Из спортивного городка, находившегося на другом берегу озера, в полумиле от коттеджа, донеслись негромкие звуки горна. Потягивая напитки, мужчины слушали их, пока они не замерли над водой.
– Как архаично звучание горна, правда? – сказал Оливер и посмотрел в сторону маленькой лодочки с женой и сыном, виднеющейся возле кромки тени, которую отбрасывала гранитная скала. – Побудка, сбор, спуск флага, отбой…
Он покачал головой.
– А еще называется – подготовка нового поколения к завтрашнему дню.
– Лучше бы они включали сирену, – сказал Паттерсон. – Всем в укрытие. Воздушная тревога. Отбой воздушной тревоги.
– Разве ты не оптимист? – добродушно спросил Оливер.
Паттерсон усмехнулся:
– В душе – да. Но мрачные доктора внушают больше доверия пациентам. Я не могу устоять перед соблазном.
Они посидели в тишине, вспоминая смолкнувшие звуки, мысленно рисуя картины старинных войн, менее жестоких, чем современные. Телескоп Тони лежал на траве возле Оливера, он лениво поднял его, поднес к глазам и навел резкость. В окуляре трубы лодка стала более крупной, отчетливой, и Оливер увидел, что Тони сматывает удочки, а Люси начинает грести к дому. На мальчике был красный свитер, несмотря на летнее солнце. Люси загорала в купальном костюме, ее шоколадная спина темнела на фоне голубовато-серого гранита. Она гребла ровно и уверенно, иногда случайно вспенивая веслами гладь озера. «Мой корабль приближается к причалу», – подумал Оливер и улыбнулся тому, что маленькая лодочка породила в сознании торжественную картину прибытия океанского лайнера.
– Сэм, – сказал Оливер, не отрывая телескопа от глаза, – у меня к тебе просьба.
– Какая?
– Прошу тебя повторить Люси и Тони все, что ты сказал мне.
Паттерсон, казалось, дремал.
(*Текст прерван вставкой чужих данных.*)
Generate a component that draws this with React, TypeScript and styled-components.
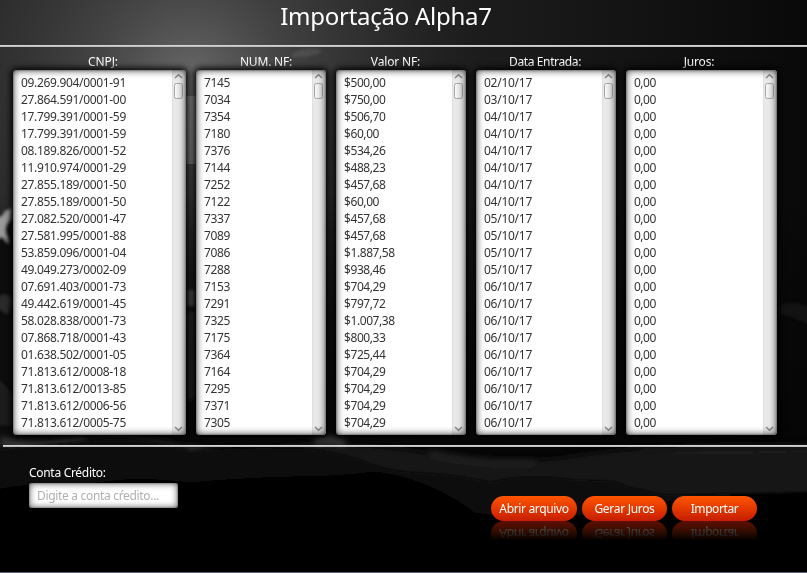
import React from "react";
import styled, { createGlobalStyle, css } from "styled-components";

const GlobalStyle = createGlobalStyle`
  * { box-sizing: border-box; }
  body { margin: 0; background: #000; overflow: hidden; }
`;

const Window = styled.main`
  position: relative;
  width: 807px;
  height: 573px;
  overflow: hidden;
  display: flex;
  flex-direction: column;
  border-bottom: 1px solid #56627a;
  font: 12px/17px "Noto Sans", "Open Sans", sans-serif;
  color: #fff;
  isolation: isolate;
`;

const Scenery = styled.svg`
  position: absolute;
  inset: 0;
  z-index: -1;
`;

const Title = styled.h1`
  margin: 0;
  height: 45px;
  padding-right: 35px;
  font-size: 24px;
  font-weight: 400;
  line-height: 31px;
  letter-spacing: -0.26px;
  text-align: center;
`;

const Rule = styled.hr<{ $inset?: number }>`
  flex: none;
  height: 2px;
  width: auto;
  margin: 0 0 0 ${(p) => p.$inset ?? 0}px;
  border: 0;
  background: linear-gradient(#d4d4d4 50%, #bcbcbc 50%);
`;

const Columns = styled.section`
  display: flex;
  gap: 10px;
  height: 398px;
  padding: 7px 0 0 13px;
`;

const Column = styled.div<{ $width: number }>`
  width: ${(p) => p.$width}px;
`;

const ColumnLabel = styled.div<{ $shift: number; $spacing: number }>`
  height: 16px;
  line-height: 16px;
  text-align: center;
  text-indent: ${(p) => p.$shift * 2}px;
  letter-spacing: ${(p) => p.$spacing}px;
  white-space: nowrap;
`;

const fieldShade = css`
  content: "";
  position: absolute;
  inset: 0;
  border-radius: 4px;
  pointer-events: none;
`;

const ListBox = styled.div`
  position: relative;
  display: flex;
  justify-content: space-between;
  height: 365px;
  border-radius: 4px;
  background: #fff;
  color: #333;
  box-shadow: 0 0 6px 2px #000;
  &::after {
    ${fieldShade}
    box-shadow: inset 0 0 2px #333, inset 0 0 7px 1px rgba(0, 0, 0, 0.62);
  }
`;

const Rows = styled.ul<{ $spacing: number }>`
  margin: 0;
  padding: 4px 0 0 8px;
  list-style: none;
  letter-spacing: ${(p) => p.$spacing}px;
  white-space: nowrap;
`;

const ScrollTrack = styled.div`
  display: flex;
  flex-direction: column;
  align-items: center;
  width: 14px;
  padding: 3px 2px 3px 0;
  border-radius: 0 4px 4px 0;
  background: #e9e9e9;
  border-left: 1px solid #e0e0e0;
`;

const Thumb = styled.div`
  width: 9px;
  height: 16px;
  margin: 3px 0 auto;
  border: 1px solid #a5a5a5;
  border-radius: 2.5px;
  background: linear-gradient(90deg, #fafafa, #dadada);
`;

const Arrow = styled.svg<{ $down?: boolean }>`
  display: block;
  flex: none;
  transform: ${(p) => (p.$down ? "scaleY(-1)" : "none")};
`;

const Footer = styled.footer`
  display: flex;
  justify-content: space-between;
  padding: 17px 50px 0 29px;
`;

const AccountLabel = styled.label`
  display: block;
  letter-spacing: -0.3px;
`;

const Field = styled.div`
  position: relative;
  width: 149px;
  height: 25px;
  margin-top: 2px;
  &::after {
    ${fieldShade}
    border-radius: 3px;
    box-shadow: inset 0 0 2px #444, inset 0 0 6px 1px rgba(0, 0, 0, 0.55);
  }
`;

const AccountInput = styled.input`
  display: block;
  width: 100%;
  height: 100%;
  padding: 0 8px;
  border: 0;
  border-radius: 3px;
  outline: none;
  background: #fff;
  font: inherit;
  letter-spacing: -0.32px;
  &::placeholder { color: #b0b0b0; opacity: 1; }
`;

const Actions = styled.div`
  display: flex;
  gap: 5px;
  padding-top: 32px;
`;

const ActionButton = styled.button<{ $width: number; $spacing: number }>`
  width: ${(p) => p.$width}px;
  height: 25px;
  padding: 0 0 1px;
  border: 0;
  border-radius: 13px;
  background: linear-gradient(#ff5500, #c61d00);
  color: #fff;
  font: inherit;
  letter-spacing: ${(p) => p.$spacing}px;
  white-space: nowrap;
  -webkit-box-reflect: below 0 linear-gradient(transparent 22%, rgba(0, 0, 0, 0.48));
`;

interface ColumnData {
  label: string;
  width: number;
  shift: number;
  spacing: number;
  rowSpacing: number;
  rows: string[];
}

const columns: ColumnData[] = [
  {
    label: "CNPJ:", width: 173, shift: 3.5, spacing: -0.1, rowSpacing: -0.33,
    rows: [
      "09.269.904/0001-91", "27.864.591/0001-00", "17.799.391/0001-59", "17.799.391/0001-59",
      "08.189.826/0001-52", "11.910.974/0001-29", "27.855.189/0001-50", "27.855.189/0001-50",
      "27.082.520/0001-47", "27.581.995/0001-88", "53.859.096/0001-04", "49.049.273/0002-09",
      "07.691.403/0001-73", "49.442.619/0001-45", "58.028.838/0001-73", "07.868.718/0001-43",
      "01.638.502/0001-05", "71.813.612/0008-18", "71.813.612/0013-85", "71.813.612/0006-56",
      "71.813.612/0005-75",
    ],
  },
  {
    label: "NUM. NF:", width: 130, shift: 5, spacing: -0.2, rowSpacing: -0.4,
    rows: [
      "7145", "7034", "7354", "7180", "7376", "7144", "7252", "7122", "7337", "7089", "7086",
      "7288", "7153", "7291", "7325", "7175", "7364", "7164", "7295", "7371", "7305",
    ],
  },
  {
    label: "Valor NF:", width: 130, shift: -5.5, spacing: -0.15, rowSpacing: -0.42,
    rows: [
      "$500,00", "$750,00", "$506,70", "$60,00", "$534,26", "$488,23", "$457,68", "$60,00",
      "$457,68", "$457,68", "$1.887,58", "$938,46", "$704,29", "$797,72", "$1.007,38",
      "$800,33", "$725,44", "$704,29", "$704,29", "$704,29", "$704,29",
    ],
  },
  {
    label: "Data Entrada:", width: 140, shift: -1, spacing: -0.38, rowSpacing: -0.26,
    rows: [
      "02/10/17", "03/10/17", ...Array(6).fill("04/10/17"), ...Array(4).fill("05/10/17"),
      ...Array(9).fill("06/10/17"),
    ],
  },
  {
    label: "Juros:", width: 151, shift: -2.5, spacing: -0.2, rowSpacing: -0.5,
    rows: Array(21).fill("0,00"),
  },
];

function Background() {
  return (
    <Scenery width="807" height="573" viewBox="0 0 807 573" aria-hidden="true">
      <defs>
        <linearGradient id="sky" x2="1">
          <stop offset="0" stopColor="#262626" />
          <stop offset=".45" stopColor="#232323" />
          <stop offset="1" stopColor="#090909" />
        </linearGradient>
        <radialGradient id="glow" gradientUnits="userSpaceOnUse" cx="190" cy="80" r="290">
          <stop offset="0" stopColor="#999" stopOpacity=".58" />
          <stop offset=".3" stopColor="#888" stopOpacity=".34" />
          <stop offset=".62" stopColor="#606060" stopOpacity=".2" />
          <stop offset="1" stopColor="#333" stopOpacity="0" />
        </radialGradient>
        <linearGradient id="dusk" x2="0" y2="1">
          <stop offset=".34" stopColor="#030303" stopOpacity="0" />
          <stop offset=".6" stopColor="#070707" stopOpacity=".78" />
          <stop offset="1" stopColor="#000" />
        </linearGradient>
        <filter id="soft" x="-20%" y="-100%" width="140%" height="300%">
          <feGaussianBlur stdDeviation="3" />
        </filter>
        <filter id="cloud" x="-100%" y="-30%" width="300%" height="160%">
          <feGaussianBlur stdDeviation="1.6" />
        </filter>
        <filter id="ridge" x="-5%" y="-10%" width="110%" height="120%">
          <feGaussianBlur stdDeviation="0.8" />
        </filter>
      </defs>
      <rect width="807" height="573" fill="url(#sky)" />
      <rect width="807" height="573" fill="url(#glow)" />
      <rect width="807" height="573" fill="url(#dusk)" />
      <rect x="180" y="96" width="22" height="68" fill="#bbb" opacity=".42" />
      <g filter="url(#cloud)">
        <path d="M-6 232 Q4 225 16 215 V440 H-6Z" fill="#080808" />
        <path d="M-4 218 L2 216 5 211 12 208 11 218 6 225 5 231 9 244 3 237 -4 238Z" fill="#999" />
        <path d="M-2 298 Q6 290 12 300 L8 315 -2 308Z" fill="#444" opacity=".6" />
        <path d="M-2 380 Q6 385 12 395 V425 H-2Z" fill="#333" opacity=".5" />
        <path d="M292 54 Q303 46 322 50 Q318 58 292 57Z" fill="#888" opacity=".22" />
        <path d="M187 290 H195 V306 H187Z" fill="#777" opacity=".5" />
        <path d="M187 312 H195 V400 H187Z" fill="#444" opacity=".4" />
        <path d="M780 305 Q792 300 812 308 V326 Q794 316 780 314Z" fill="#333" opacity=".3" />
      </g>
      <g filter="url(#soft)">
        <path d="M0 438 Q40 446 90 440 Q130 430 175 443 Q230 458 290 446 V462 H0Z" fill="#1b1b1b" />
        <path d="M0 440 Q35 449 85 440" fill="none" stroke="#4a4a4a" strokeWidth="4" />
        <path d="M188 448 Q230 460 258 454" fill="none" stroke="#383838" strokeWidth="4" />
        <path d="M315 441 Q330 437 345 443" fill="none" stroke="#484848" strokeWidth="5" />
        <path d="M280 446 Q345 440 420 452 Q510 468 580 455 Q690 440 830 446 V500 H480Z" fill="#151515" />
        <path d="M430 453 Q480 465 535 462" fill="none" stroke="#2b2b2b" strokeWidth="4" />
        <path d="M640 450 Q700 456 830 449" fill="none" stroke="#1e1e1e" strokeWidth="5" />
      </g>
      <g filter="url(#ridge)">
        <path d="M-10 450 Q70 442 115 438 Q150 440 190 451 Q240 465 290 468 V510 H-10Z" fill="#070707" />
        <path d="M190 451 Q260 446 310 449 Q335 452 358 459 Q385 471 410 472 Q455 474 490 482 Q530 473 575 480 Q620 479 625 486 L665 495 820 492 V573 H190Z" fill="#070707" />
        <path d="M-10 491 Q40 481 83 485 Q135 475 190 483 Q245 478 290 477 Q335 477 375 472 Q420 477 465 506 Q490 521 518 580 H-10Z" fill="#010101" />
        <path d="M460 510 Q540 528 620 508 Q710 495 820 491 V580 H480Z" fill="#020202" />
      </g>
    </Scenery>
  );
}

function ArrowIcon({ down }: { down?: boolean }) {
  return (
    <Arrow $down={down} width="9" height="7" viewBox="0 0 9 7" aria-hidden="true">
      <path d="M1 5 4.5 1.8 8 5" fill="none" stroke="#888" strokeWidth="1.5" />
    </Arrow>
  );
}

export default function App() {
  return (
    <>
      <GlobalStyle />
      <Window>
        <Background />
        <Title>Importação Alpha7</Title>
        <Rule />
        <Columns>
          {columns.map((c) => (
            <Column key={c.label} $width={c.width}>
              <ColumnLabel $shift={c.shift} $spacing={c.spacing}>{c.label}</ColumnLabel>
              <ListBox>
                <Rows $spacing={c.rowSpacing}>
                  {c.rows.map((row, i) => <li key={i}>{row}</li>)}
                </Rows>
                <ScrollTrack>
                  <ArrowIcon />
                  <Thumb />
                  <ArrowIcon down />
                </ScrollTrack>
              </ListBox>
            </Column>
          ))}
        </Columns>
        <Rule $inset={3} />
        <Footer>
          <div>
            <AccountLabel htmlFor="account">Conta Crédito:</AccountLabel>
            <Field>
              <AccountInput id="account" placeholder="Digite a conta cŕedito..." />
            </Field>
          </div>
          <Actions>
            <ActionButton $width={86} $spacing={-0.35}>Abrir arquivo</ActionButton>
            <ActionButton $width={85} $spacing={-0.3}>Gerar Juros</ActionButton>
            <ActionButton $width={85} $spacing={-0.4}>Importar</ActionButton>
          </Actions>
        </Footer>
      </Window>
    </>
  );
}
Он лежал в кресле с прикрытыми глазами, уткнув подбородок в грудь и вытянув ноги.
– И Тони тоже? – пробормотал он.
– Обязательно, – сказал Оливер.
– Ты уверен, что это необходимо?
Оливер опустил телескоп и решительно кивнул:
– Абсолютно. Он нам полностью доверяет… пока.
– Сколько ему сейчас лет? – спросил Паттерсон.
– Тринадцать.
– Поразительно.
– Что именно?
Паттерсон снова усмехнулся:
– В наше-то время. Тринадцатилетний мальчик, верящий своим родителям.
– Ну, Сэм, – сказал Оливер, – теперь ты изменяешь себе ради эффектной фразы.
– Возможно, – охотно согласился Паттерсон.
Он потягивал напиток, глядя на лодку, плывущую вдали от берега среди солнечных бликов.
– Люди всегда просят докторов сказать им правду, – произнес он. – А когда они выслушивают ее… слишком многие жалеют о своей просьбе, Оливер.
– Скажи мне, Сэм, – обратился Оливер к другу, – ты всегда говоришь правду, когда тебя просят?
– Редко. Я придерживаюсь другого принципа.
– Какого?
– Принципа щадящей целительной лжи, – пояснил Паттерсон.
– Я не верю в существование целительной лжи, – возразил Оливер.
– Ты же северянин, – сказал, улыбнувшись, Паттерсон. – Не забывай, я родом из Виргинии.
– Ты не более виргинец, чем я.
– Положим, – сказал Паттерсон, – мой отец родом из Виргинии. Это накладывает отпечаток.
– Где бы ни родился твой отец, – сказал Оливер, – иногда ты должен говорить правду, Сэм.
– Согласен.
– В каких случаях?
– Когда, по моему мнению, люди в состоянии ее вынести, – шутливо произнес Паттерсон.
– Тони может вынести правду, – сказал Оливер, – у него хватит мужества.
Паттерсон кивнул.
– Да, это верно. Ему ведь уже тринадцать.
Он немного отпил из бокала и поднял его, разглядывая на свет.
– А как насчет Люси? – спросил он.
– О ней не беспокойся, – уверенно сказал Оливер.
– Она того же мнения, что и ты? – поинтересовался Паттерсон.